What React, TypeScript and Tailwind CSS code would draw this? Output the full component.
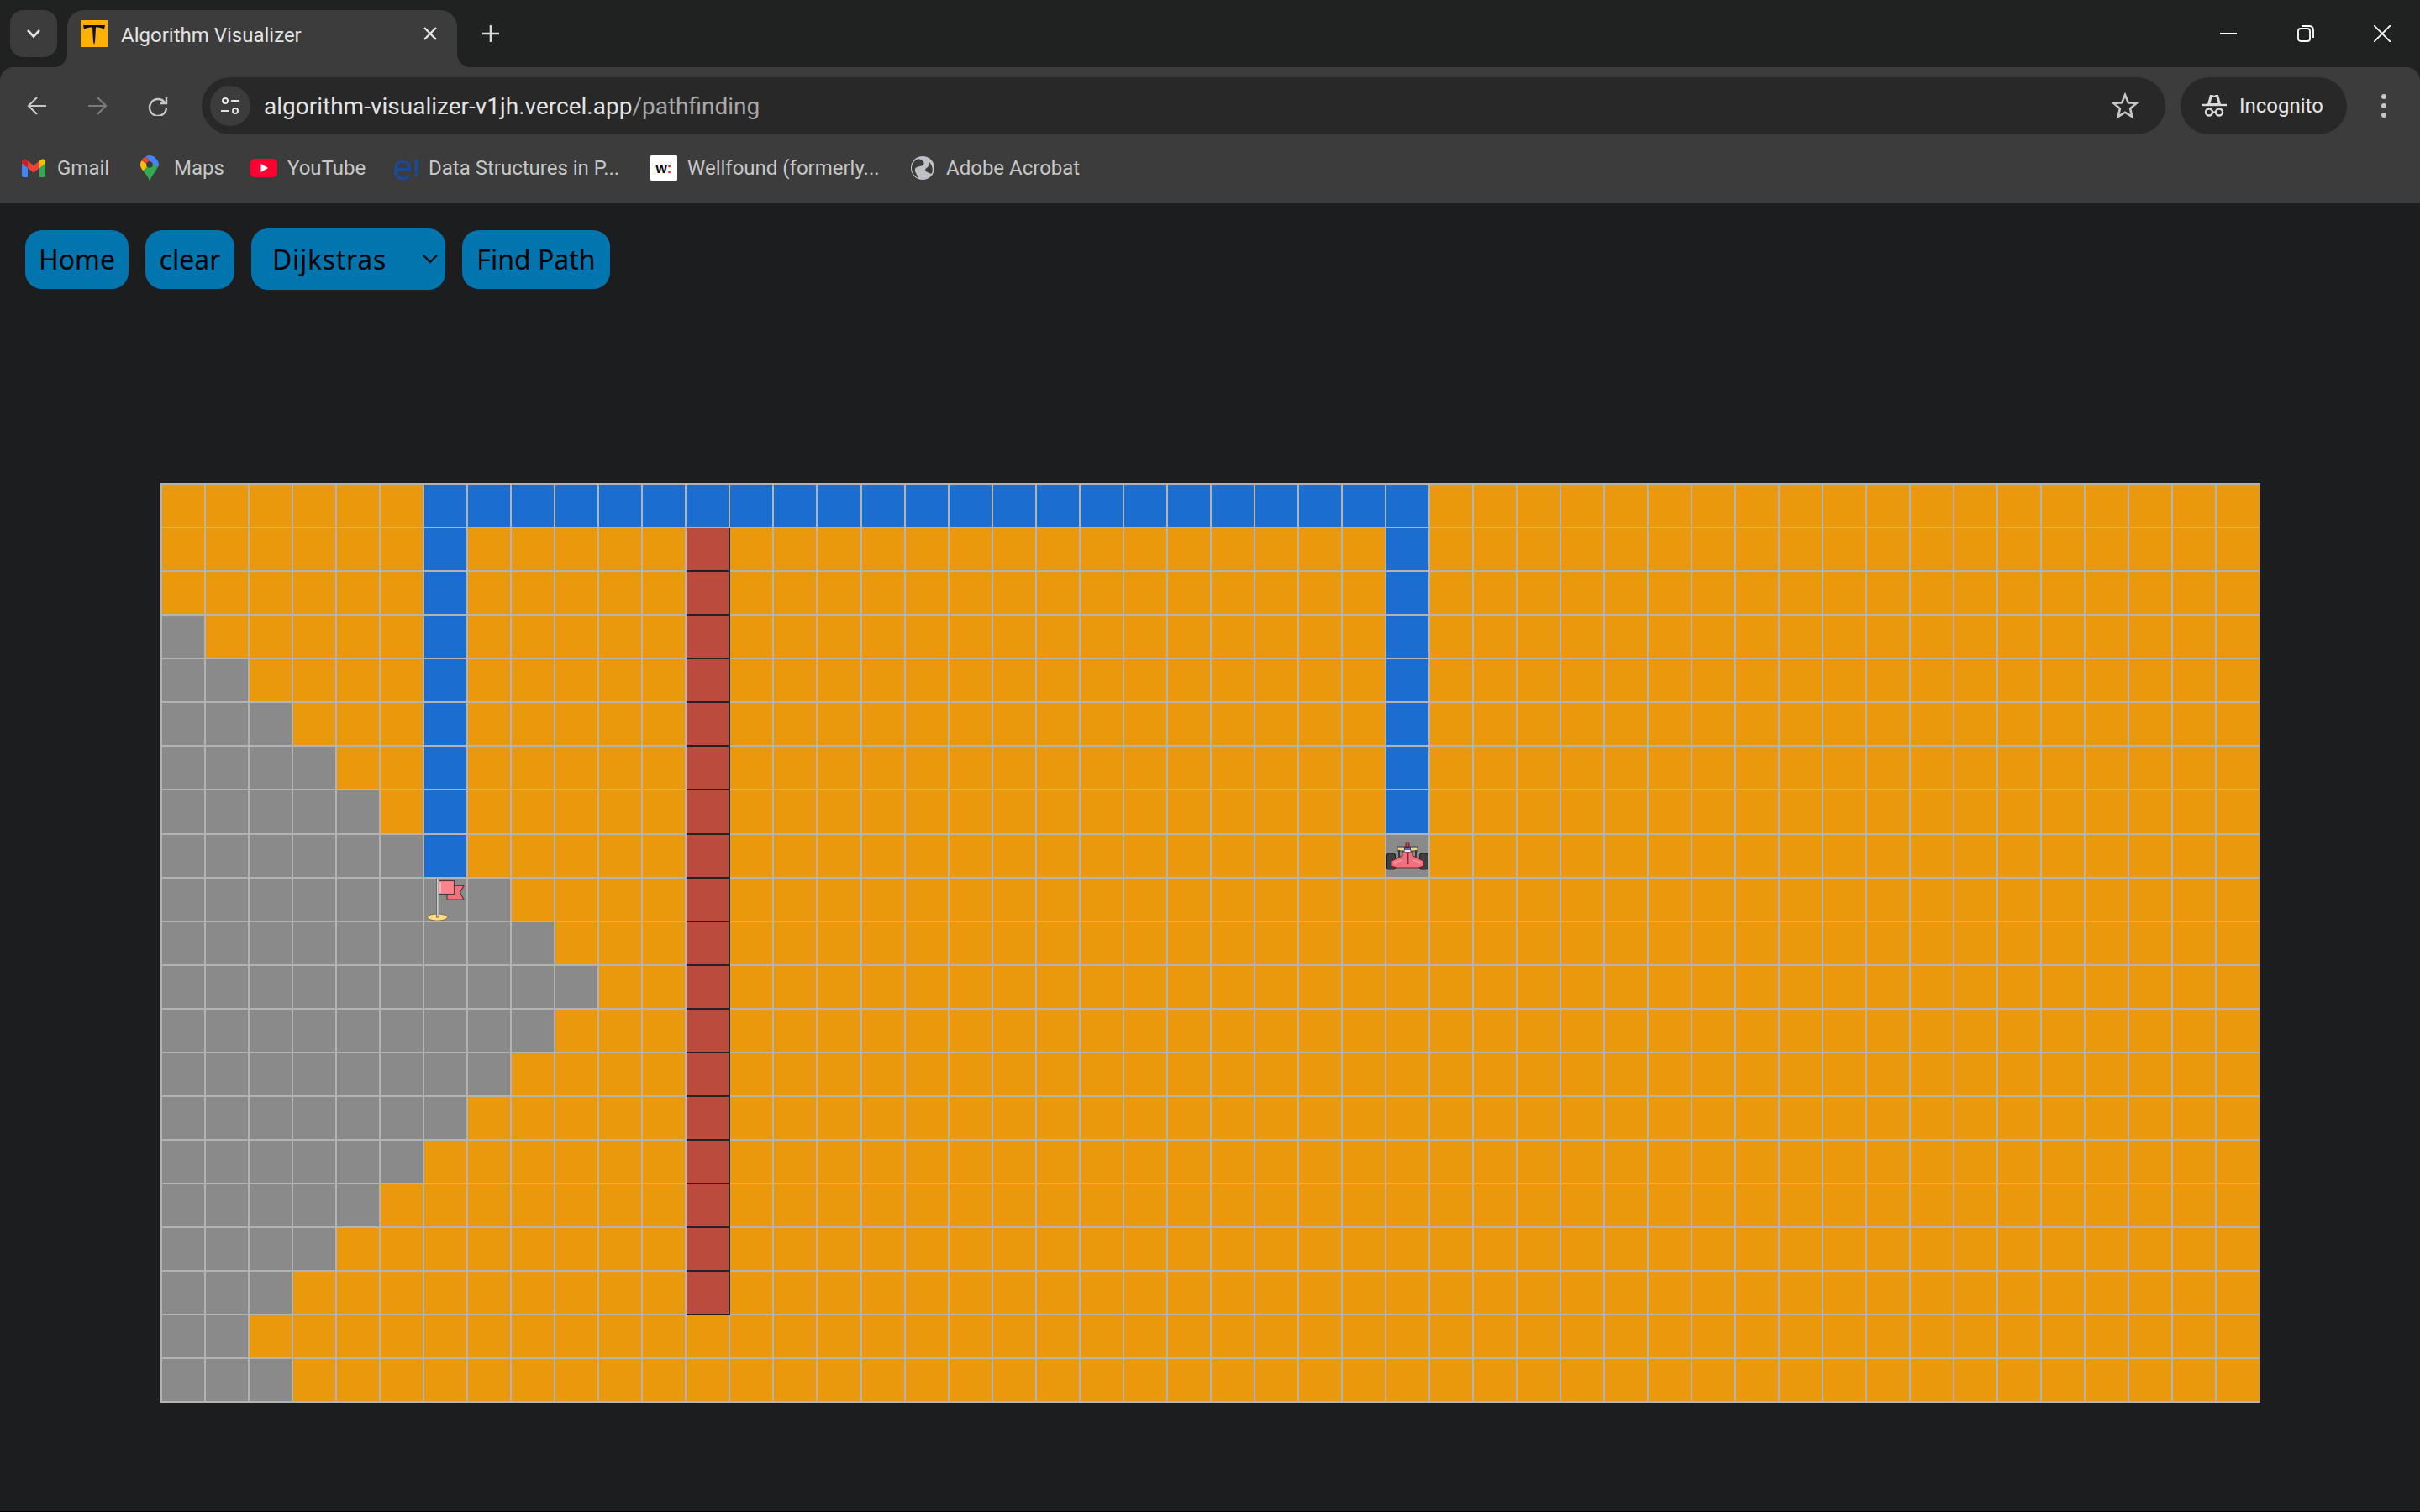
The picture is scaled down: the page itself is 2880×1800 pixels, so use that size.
import React from "react";

const GRAY_COUNT = [0, 0, 0, 1, 2, 3, 4, 5, 6, 8, 9, 10, 9, 8, 7, 6, 5, 4, 3, 2, 3];

function cellClass(r: number, c: number) {
  if (c === 12 && r >= 1 && r <= 18)
    return "bg-[#bb4b3c] shadow-[2px_0_0_#222,0_2px_0_#222,2px_2px_0_#222]";
  if (r === 0 && c >= 6 && c <= 28) return "bg-[#1b6dd0]";
  if (c === 6 && r >= 1 && r <= 8) return "bg-[#1b6dd0]";
  if (c === 28 && r >= 1 && r <= 7) return "bg-[#1b6dd0]";
  if (c === 28 && r === 8) return "bg-[#8a8a8a]";
  if (c < GRAY_COUNT[r]) return "bg-[#8a8a8a]";
  return "bg-[#ea990d]";
}

function Flag() {
  return (
    <svg viewBox="0 0 50 50" className="block h-full w-full">
      <path d="M27 8.5H47L42.5 16.5L47 25H27Z" fill="#f0707c" stroke="#5c3a40" strokeWidth="1.2" />
      <rect x="17" y="2.5" width="18.5" height="16" fill="#ff848c" stroke="#4e3a3e" strokeWidth="1.2" />
      <rect x="18" y="4" width="2" height="13" fill="#ffb0b4" />
      <ellipse cx="15.5" cy="46" rx="12" ry="4" fill="#fbdc80" stroke="#6a6048" strokeWidth="0.8" />
      <rect x="14.5" y="0.5" width="2.6" height="45.5" fill="#c9d0d2" stroke="#4b4f52" strokeWidth="0.7" />
    </svg>
  );
}

function Car() {
  return (
    <svg viewBox="0 0 50 50" className="block h-full w-full">
      <rect x="13" y="14" width="24" height="5" fill="#e6d38a" stroke="#3a3a3a" strokeWidth="1" />
      <rect x="14" y="18" width="2" height="8" fill="#3a3a3a" />
      <rect x="34" y="18" width="2" height="8" fill="#3a3a3a" />
      <rect x="0.5" y="22" width="10" height="19" rx="2.5" fill="#3d3d42" stroke="#1f1f22" strokeWidth="1" />
      <rect x="39.5" y="22" width="10" height="19" rx="2.5" fill="#3d3d42" stroke="#1f1f22" strokeWidth="1" />
      <path d="M6 31L12 28L19 25L19 20H31L31 25L38 28L44 31V37L38 39H31L28 39H22L19 39H12L6 37Z" fill="#f2707e" stroke="#5a2a34" strokeWidth="1" />
      <rect x="21.5" y="14.5" width="7" height="5" fill="#5a68b4" stroke="#2c2c48" strokeWidth="0.8" />
      <rect x="21.5" y="18" width="7" height="2" fill="#e9e9f2" />
      <rect x="23" y="9" width="4" height="5" fill="#c8404c" stroke="#3a2024" strokeWidth="0.8" />
      <path d="M24 22H26.5V35H24Z" fill="#8c2c3c" />
      <path d="M9 33L19 30M41 33L31 30" stroke="#ffa8b0" strokeWidth="1" fill="none" />
    </svg>
  );
}

const bookmarks = [
  { label: "Gmail", w: "w-[141px] gap-[14px]" },
  { label: "Maps", w: "w-[131px] gap-[18px]" },
  { label: "YouTube", w: "w-[170px] gap-[12px]" },
  { label: "Data Structures in P...", w: "w-[306px] gap-[13px]" },
  { label: "Wellfound (formerly...", w: "w-[310px] gap-[12px]" },
  { label: "Adobe Acrobat", w: "w-[220px] gap-[14px]" },
];

function BookmarkIcon({ i }: { i: number }) {
  if (i === 0)
    return (
      <svg viewBox="0 0 28 22" className="h-[22px] w-[28px]">
        <path d="M0 3.5C0 1 3 -.5 5 1L7 2.5V22H2C1 22 0 21 0 20Z" fill="#4285f4" />
        <path d="M28 3.5C28 1 25 -.5 23 1L21 2.5V22H26C27 22 28 21 28 20Z" fill="#34a853" />
        <path d="M7 2.5L14 8L21 2.5V11L14 16.5L7 11Z" fill="#ea4335" />
        <path d="M0 3.5C0 1 3 -.5 5 1L7 2.5V11L0 5.5Z" fill="#c5221f" />
        <path d="M28 3.5C28 1 25 -.5 23 1L21 2.5V11L28 5.5Z" fill="#fbbc04" />
      </svg>
    );
  if (i === 1)
    return (
      <svg viewBox="0 0 22 31" className="h-[31px] w-[22px]">
        <path d="M11 31C9.5 25 6 22 3 18L14 7L21 12C21 17 13 24 11 31Z" fill="#34a853" />
        <path d="M3 18C1 15.5 0 13.5 0 11C0 9 .6 7.5 1.6 6L9 11L7 15Z" fill="#fbbc04" />
        <path d="M1.6 6C2.6 4 4.5 2.4 6.5 1.5L11 6.5L8 9.5Z" fill="#ea4335" />
        <path d="M6.5 1.5C8 .6 9.4 0 11 0C14 0 16.8 1.4 18.5 3.4L13 8.5Z" fill="#4285f4" />
        <path d="M18.5 3.4C20.5 5.5 22 8 22 11C22 12 21.7 13 21 14L13 8.5Z" fill="#4285f4" />
        <circle cx="11" cy="11" r="3.8" fill="#3c3c3c" />
      </svg>
    );
  if (i === 2)
    return (
      <svg viewBox="0 0 32 22" className="h-[22px] w-[32px]">
        <rect width="32" height="22" rx="5" fill="#ff0033" />
        <path d="M12.5 6L21 11L12.5 16Z" fill="#fff" />
      </svg>
    );
  if (i === 3)
    return (
      <span className="flex h-[30px] w-[29px] items-end font-['Liberation_Sans',sans-serif] text-[42px] leading-[30px] text-[#174a9c]">
        e<span className="text-[30px] font-bold leading-[30px]">!</span>
      </span>
    );
  if (i === 4)
    return (
      <span className="flex h-8 w-8 items-center justify-center rounded-[3px] bg-white font-['Liberation_Sans',sans-serif] text-[17px] font-bold leading-none text-black">
        w<span className="text-[#e0242c]">:</span>
      </span>
    );
  return (
    <svg viewBox="0 0 28 28" className="h-7 w-7">
      <circle cx="14" cy="14" r="14" fill="#bdc1c6" />
      <path d="M9 3C14 5 17 7 15 10C13 13 7 11 5 15C4 18 7 21 9 26C5 24 1 20 1 14C1 9 4 5 9 3Z" fill="#3c3c3c" />
      <path d="M21 6C25 10 27 15 25 20C23 22 20 19 18 18C16 16 18 14 20 13C22 11 21 8 21 6Z" fill="#3c3c3c" />
    </svg>
  );
}

export default function App() {
  const rows = Array.from({ length: 21 }, (_, r) => r);
  const cols = Array.from({ length: 48 }, (_, c) => c);
  return (
    <div className="flex h-[1800px] w-[2880px] flex-col overflow-hidden border-b border-black bg-[#1c1d1f] font-['Roboto','Liberation_Sans',sans-serif]">
      <div className="bg-[#202222]">
        {/* Tab strip */}
        <div className="flex h-20 items-start pl-3 pt-3">
          <div className="flex h-14 w-14 items-center justify-center rounded-2xl bg-[#3c3c3c]">
            <svg viewBox="0 0 24 24" className="h-6 w-6" fill="none" stroke="#e3e3e3" strokeWidth="2.6">
              <path d="M5 8L12 15.5L19 8" />
            </svg>
          </div>
          <div className="relative ml-3 flex h-[68px] w-[464px] items-start rounded-t-[20px] bg-[#3c3c3c] pl-4 pt-3">
            <svg viewBox="0 0 16 16" className="absolute bottom-0 -left-4 h-4 w-4">
              <path d="M16 0V16H0C9 16 16 9 16 0Z" fill="#3c3c3c" />
            </svg>
            <svg viewBox="0 0 16 16" className="absolute -right-4 bottom-0 h-4 w-4">
              <path d="M0 0V16H16C7 16 0 9 0 0Z" fill="#3c3c3c" />
            </svg>
            <svg viewBox="0 0 32 32" className="h-8 w-8">
              <rect width="32" height="32" fill="#ffb000" />
              <path d="M3 6H29L28 11C25 9 22 8.5 18 8.5L17 26L16 29L15 26L14 8.5C10 8.5 7 9 4 11Z" fill="#111" />
            </svg>
            <span className="ml-4 mt-[2px] w-[358px] text-[24px] leading-8 text-[#e3e3e3]">Algorithm Visualizer</span>
            <svg viewBox="0 0 20 20" className="mt-[6px] h-5 w-5" fill="none" stroke="#e3e3e3" strokeWidth="2.4">
              <path d="M3 3L17 17M17 3L3 17" />
            </svg>
          </div>
          <svg viewBox="0 0 24 24" className="ml-7 mt-[16px] h-6 w-6" fill="none" stroke="#d8d8d8" strokeWidth="2.6">
            <path d="M12 2V22M2 12H22" />
          </svg>
          <div className="ml-auto flex">
            <div className="flex h-14 w-[92px] items-center justify-center">
              <svg viewBox="0 0 20 20" className="h-5 w-5" fill="none" stroke="#fff" strokeWidth="2"><path d="M0 10H20" /></svg>
            </div>
            <div className="flex h-14 w-[92px] items-center justify-center">
              <svg viewBox="0 0 20 20" className="h-5 w-5" fill="none" stroke="#fff" strokeWidth="1.8">
                <rect x="1" y="4" width="14" height="15" rx="3" />
                <path d="M5 1H14C17 1 19 3 19 6V15" />
              </svg>
            </div>
            <div className="flex h-14 w-[90px] items-center justify-center">
              <svg viewBox="0 0 20 20" className="h-5 w-5" fill="none" stroke="#fff" strokeWidth="1.8"><path d="M0 0L20 20M20 0L0 20" /></svg>
            </div>
          </div>
        </div>
        {/* Toolbar */}
        <div className="h-[162px] rounded-t-[16px] bg-[#3c3c3c]">
          <div className="flex h-[92px] items-start pt-3">
            <div className="flex h-[68px] w-[240px] items-center pl-[32px]">
              <svg viewBox="0 0 24 24" className="h-6 w-6" fill="none" stroke="#c7c7c7" strokeWidth="2.2">
                <path d="M23 12H2M12 2L2 12L12 22" />
              </svg>
              <svg viewBox="0 0 24 24" className="ml-12 h-6 w-6" fill="none" stroke="#7b7b7b" strokeWidth="2.2">
                <path d="M1 12H22M12 2L22 12L12 22" />
              </svg>
              <svg viewBox="0 0 24 24" className="ml-12 h-6 w-6" fill="none" stroke="#c7c7c7" strokeWidth="2.4">
                <path d="M20 8A10 10 0 1 0 22 14" />
                <path d="M22 2V9H15" />
              </svg>
            </div>
            <div className="flex h-[68px] w-[2337px] items-center rounded-[34px] bg-[#282828] pl-[10px]">
              <div className="flex h-12 w-12 items-center justify-center rounded-full bg-[#3c3c3c]">
                <svg viewBox="0 0 24 24" className="h-6 w-6" fill="none" stroke="#e3e3e3" strokeWidth="2">
                  <circle cx="6" cy="6" r="3" />
                  <path d="M13 6H23M1 18H11" />
                  <circle cx="18" cy="18" r="3" />
                </svg>
              </div>
              <span className="ml-4 mt-[2px] text-[28px] leading-none text-[#e3e3e3]">
                algorithm-visualizer-v1jh.vercel.app<span className="text-[#a8a8a8]">/pathfinding</span>
              </span>
              <svg viewBox="0 0 32 32" className="ml-auto mr-[32px] h-8 w-8" fill="none" stroke="#c7c7c7" strokeWidth="2.6">
                <path d="M16 3L19.8 12.2L29.6 12.9L22.1 19.3L24.4 28.9L16 23.7L7.6 28.9L9.9 19.3L2.4 12.9L12.2 12.2Z" />
              </svg>
            </div>
            <div className="ml-[18px] flex h-[68px] w-[198px] items-center rounded-[34px] bg-[#282828] pl-[25px]">
              <svg viewBox="0 0 30 28" className="h-7 w-[30px]" fill="none" stroke="#d8d8d8" strokeWidth="2.4">
                <path d="M0 13H30" />
                <path d="M7 12L10 1H13.5L15 2L16.5 1H20L23 12Z" fill="#d8d8d8" stroke="none" />
                <path d="M10.5 11L12.5 4H17.5L19.5 11Z" fill="#282828" stroke="none" />
                <circle cx="9" cy="21.5" r="4" />
                <circle cx="21" cy="21.5" r="4" />
                <path d="M13 21.5H17" />
              </svg>
              <span className="ml-[15px] text-[24px] leading-none text-[#e3e3e3]">Incognito</span>
            </div>
            <div className="ml-[38px] flex h-[68px] w-3 flex-col items-center justify-center gap-[5px]">
              <span className="h-[6px] w-[6px] rounded-full bg-[#c7c7c7]" />
              <span className="h-[6px] w-[6px] rounded-full bg-[#c7c7c7]" />
              <span className="h-[6px] w-[6px] rounded-full bg-[#c7c7c7]" />
            </div>
          </div>
          <div className="flex h-[56px] items-center pl-[26px]">
            {bookmarks.map((b, i) => (
              <div key={b.label} className={`flex items-center ${b.w}`}>
                <BookmarkIcon i={i} />
                <span className="whitespace-nowrap text-[24px] leading-none text-[#c7c7c7]">{b.label}</span>
              </div>
            ))}
          </div>
        </div>
      </div>

      {/* Page */}
      <div className="flex flex-1 flex-col pl-[30px] pt-[30px]">
        <div className="flex h-[73px] items-center gap-5 font-['Noto_Sans',sans-serif] text-[32px] text-black">
          <button className="h-[70px] w-[123px] rounded-[20px] bg-[#0275ae]">Home</button>
          <button className="h-[70px] w-[106px] rounded-[20px] bg-[#0275ae]">clear</button>
          <div className="relative">
            <select className="block h-[73px] w-[231px] appearance-none rounded-[20px] bg-[#0275ae] pl-[25px] tracking-[0.7px] outline-none" defaultValue="Dijkstras">
              <option>Dijkstras</option>
            </select>
            <svg viewBox="0 0 20 12" className="pointer-events-none absolute right-[8px] top-[30px] h-3 w-5" fill="none" stroke="#111" strokeWidth="2.4">
              <path d="M2 2L10 10L18 2" />
            </svg>
          </div>
          <button className="h-[70px] w-[176px] rounded-[20px] bg-[#0275ae]">Find Path</button>
        </div>
        <div className="ml-[161px] mt-[230px] grid h-[1095px] w-[2499px] grid-cols-[repeat(48,50.032px)] grid-rows-[repeat(21,50.063px)] gap-[2px] bg-[#b3b3b3] p-[2px]">
          {rows.map((r) =>
            cols.map((c) => (
              <div key={`${r}-${c}`} className={cellClass(r, c)}>
                {r === 9 && c === 6 && <Flag />}
                {r === 8 && c === 28 && <Car />}
              </div>
            ))
          )}
        </div>
      </div>
    </div>
  );
}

▸ **WHAT THIS TASK INVOLVES**
In the data above, count the lines where the word "React" appears; reply with the number only.

▸ **PROBLEM SOLUTION**
2